>> Begin SUPPLIED DATA

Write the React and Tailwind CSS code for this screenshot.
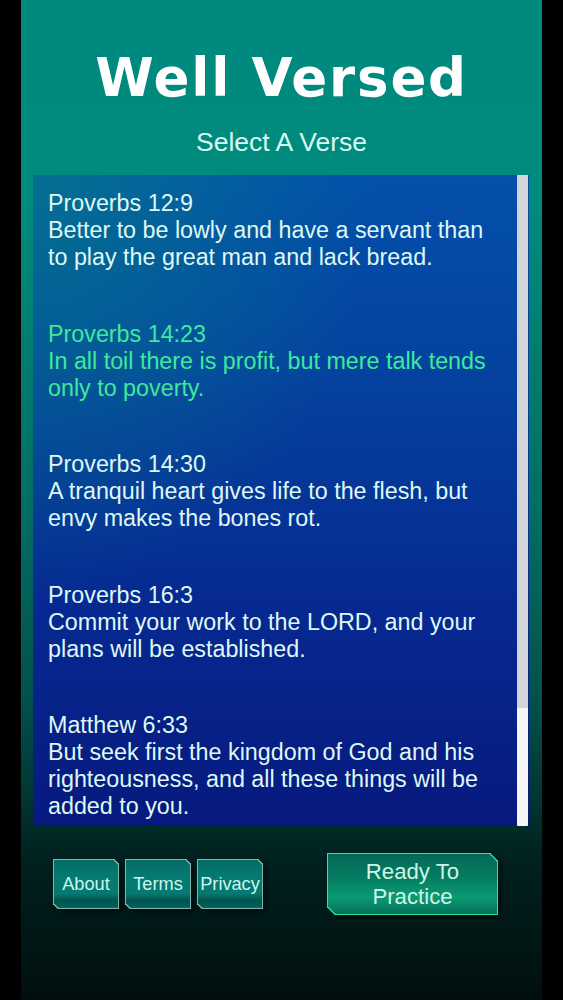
const verses = [
  { ref: 'Proverbs 12:9', lines: ['Better to be lowly and have a servant than', 'to play the great man and lack bread.'] },
  { ref: 'Proverbs 14:23', lines: ['In all toil there is profit, but mere talk tends', 'only to poverty.'], active: true },
  { ref: 'Proverbs 14:30', lines: ['A tranquil heart gives life to the flesh, but', 'envy makes the bones rot.'] },
  { ref: 'Proverbs 16:3', lines: ['Commit your work to the LORD, and your', 'plans will be established.'] },
  { ref: 'Matthew 6:33', lines: ['But seek first the kingdom of God and his', 'righteousness, and all these things will be', 'added to you.'] },
];

function SmallButton({ label }) {
  return (
    <button className="w-[66px] h-[50px] pt-[2px] flex items-center justify-center text-[18.2px] text-[#cdf5f0] border border-[#7fb5ae] rounded-tr-[5px] rounded-bl-[5px] [corner-shape:bevel] bg-[linear-gradient(to_bottom,#056c66_0%,#047a70_35%,#047a70_70%,#03504c_85%,#046560_100%)] shadow-[3px_3px_5px_rgba(0,0,0,0.5)]">
      {label}
    </button>
  );
}

export default function App() {
  return (
    <div className="h-[1000px] bg-black flex justify-center font-['Liberation_Sans',Arial,sans-serif] overflow-hidden">
      <div className="w-[521px] h-full flex flex-col bg-[linear-gradient(to_bottom,#00897f_0%,#008b7c_20%,#026f63_50%,#02514c_70%,#013532_80%,#01211f_86%,#000f0e_100%)]">
        {/* Title */}
        <h1 className="mt-[48px] h-[60px] text-center text-[53px] leading-[60px] font-bold tracking-[1.8px] text-white font-['DejaVu_Sans',sans-serif]">
          Well Versed
        </h1>
        <p className="mt-[19px] h-[30px] text-center text-[26.5px] leading-[30px] text-[#d8f8f3]">Select A Verse</p>

        {/* Verse list */}
        <div className="mt-[18px] ml-[12px] w-[496px] h-[651px] flex bg-[radial-gradient(ellipse_340px_420px_at_0%_0%,rgba(4,125,135,0.7)_0%,rgba(4,110,140,0)_100%),linear-gradient(to_bottom,#0350ab_0%,#04429f_30%,#062a92_65%,#07197e_100%)]">
          <div className="flex-1 pl-[15px] pt-[15px] text-[23.3px] leading-[27px] flex flex-col gap-[49.5px] text-[#dff8f5] overflow-hidden">
            {verses.map((v) => (
              <div key={v.ref} className={v.active ? 'text-[#3fe89c]' : ''}>
                <div>{v.ref}</div>
                {v.lines.map((l) => <div key={l} className="whitespace-nowrap">{l}</div>)}
              </div>
            ))}
          </div>
          <div className="w-[11px] mr-px h-full bg-[#f6f6f8] rounded-[1px]">
            <div className="h-[533px] bg-[#d4d5da] rounded-t-[2px]" />
          </div>
        </div>

        {/* Bottom buttons */}
        <div className="mt-[33px] flex items-start">
          <div className="ml-[32px] flex gap-[6px]">
            <SmallButton label="About" />
            <SmallButton label="Terms" />
            <SmallButton label="Privacy" />
          </div>
          <button className="ml-[64px] -mt-[6px] w-[171px] h-[62px] pb-[1px] text-[22.2px] leading-[25px] text-[#cdf5e8] border border-[#2fe0a0] rounded-tr-[8px] rounded-bl-[8px] [corner-shape:bevel] bg-[linear-gradient(to_bottom,#046a58_0%,#067c62_40%,#0a9a72_72%,#04705a_100%)] shadow-[3px_3px_5px_rgba(0,0,0,0.5)]">
            Ready To<br />Practice
          </button>
        </div>
      </div>
    </div>
  );
}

>> End SUPPLIED DATA

WORK REQUIRED: Replicate the material above verbatim; images stay out of the copy.

WRITTEN RESPONSE:
Write the React and Tailwind CSS code for this screenshot.
const verses = [
  { ref: 'Proverbs 12:9', lines: ['Better to be lowly and have a servant than', 'to play the great man and lack bread.'] },
  { ref: 'Proverbs 14:23', lines: ['In all toil there is profit, but mere talk tends', 'only to poverty.'], active: true },
  { ref: 'Proverbs 14:30', lines: ['A tranquil heart gives life to the flesh, but', 'envy makes the bones rot.'] },
  { ref: 'Proverbs 16:3', lines: ['Commit your work to the LORD, and your', 'plans will be established.'] },
  { ref: 'Matthew 6:33', lines: ['But seek first the kingdom of God and his', 'righteousness, and all these things will be', 'added to you.'] },
];

function SmallButton({ label }) {
  return (
    <button className="w-[66px] h-[50px] pt-[2px] flex items-center justify-center text-[18.2px] text-[#cdf5f0] border border-[#7fb5ae] rounded-tr-[5px] rounded-bl-[5px] [corner-shape:bevel] bg-[linear-gradient(to_bottom,#056c66_0%,#047a70_35%,#047a70_70%,#03504c_85%,#046560_100%)] shadow-[3px_3px_5px_rgba(0,0,0,0.5)]">
      {label}
    </button>
  );
}

export default function App() {
  return (
    <div className="h-[1000px] bg-black flex justify-center font-['Liberation_Sans',Arial,sans-serif] overflow-hidden">
      <div className="w-[521px] h-full flex flex-col bg-[linear-gradient(to_bottom,#00897f_0%,#008b7c_20%,#026f63_50%,#02514c_70%,#013532_80%,#01211f_86%,#000f0e_100%)]">
        {/* Title */}
        <h1 className="mt-[48px] h-[60px] text-center text-[53px] leading-[60px] font-bold tracking-[1.8px] text-white font-['DejaVu_Sans',sans-serif]">
          Well Versed
        </h1>
        <p className="mt-[19px] h-[30px] text-center text-[26.5px] leading-[30px] text-[#d8f8f3]">Select A Verse</p>

        {/* Verse list */}
        <div className="mt-[18px] ml-[12px] w-[496px] h-[651px] flex bg-[radial-gradient(ellipse_340px_420px_at_0%_0%,rgba(4,125,135,0.7)_0%,rgba(4,110,140,0)_100%),linear-gradient(to_bottom,#0350ab_0%,#04429f_30%,#062a92_65%,#07197e_100%)]">
          <div className="flex-1 pl-[15px] pt-[15px] text-[23.3px] leading-[27px] flex flex-col gap-[49.5px] text-[#dff8f5] overflow-hidden">
            {verses.map((v) => (
              <div key={v.ref} className={v.active ? 'text-[#3fe89c]' : ''}>
                <div>{v.ref}</div>
                {v.lines.map((l) => <div key={l} className="whitespace-nowrap">{l}</div>)}
              </div>
            ))}
          </div>
          <div className="w-[11px] mr-px h-full bg-[#f6f6f8] rounded-[1px]">
            <div className="h-[533px] bg-[#d4d5da] rounded-t-[2px]" />
          </div>
        </div>

        {/* Bottom buttons */}
        <div className="mt-[33px] flex items-start">
          <div className="ml-[32px] flex gap-[6px]">
            <SmallButton label="About" />
            <SmallButton label="Terms" />
            <SmallButton label="Privacy" />
          </div>
          <button className="ml-[64px] -mt-[6px] w-[171px] h-[62px] pb-[1px] text-[22.2px] leading-[25px] text-[#cdf5e8] border border-[#2fe0a0] rounded-tr-[8px] rounded-bl-[8px] [corner-shape:bevel] bg-[linear-gradient(to_bottom,#046a58_0%,#067c62_40%,#0a9a72_72%,#04705a_100%)] shadow-[3px_3px_5px_rgba(0,0,0,0.5)]">
            Ready To<br />Practice
          </button>
        </div>
      </div>
    </div>
  );
}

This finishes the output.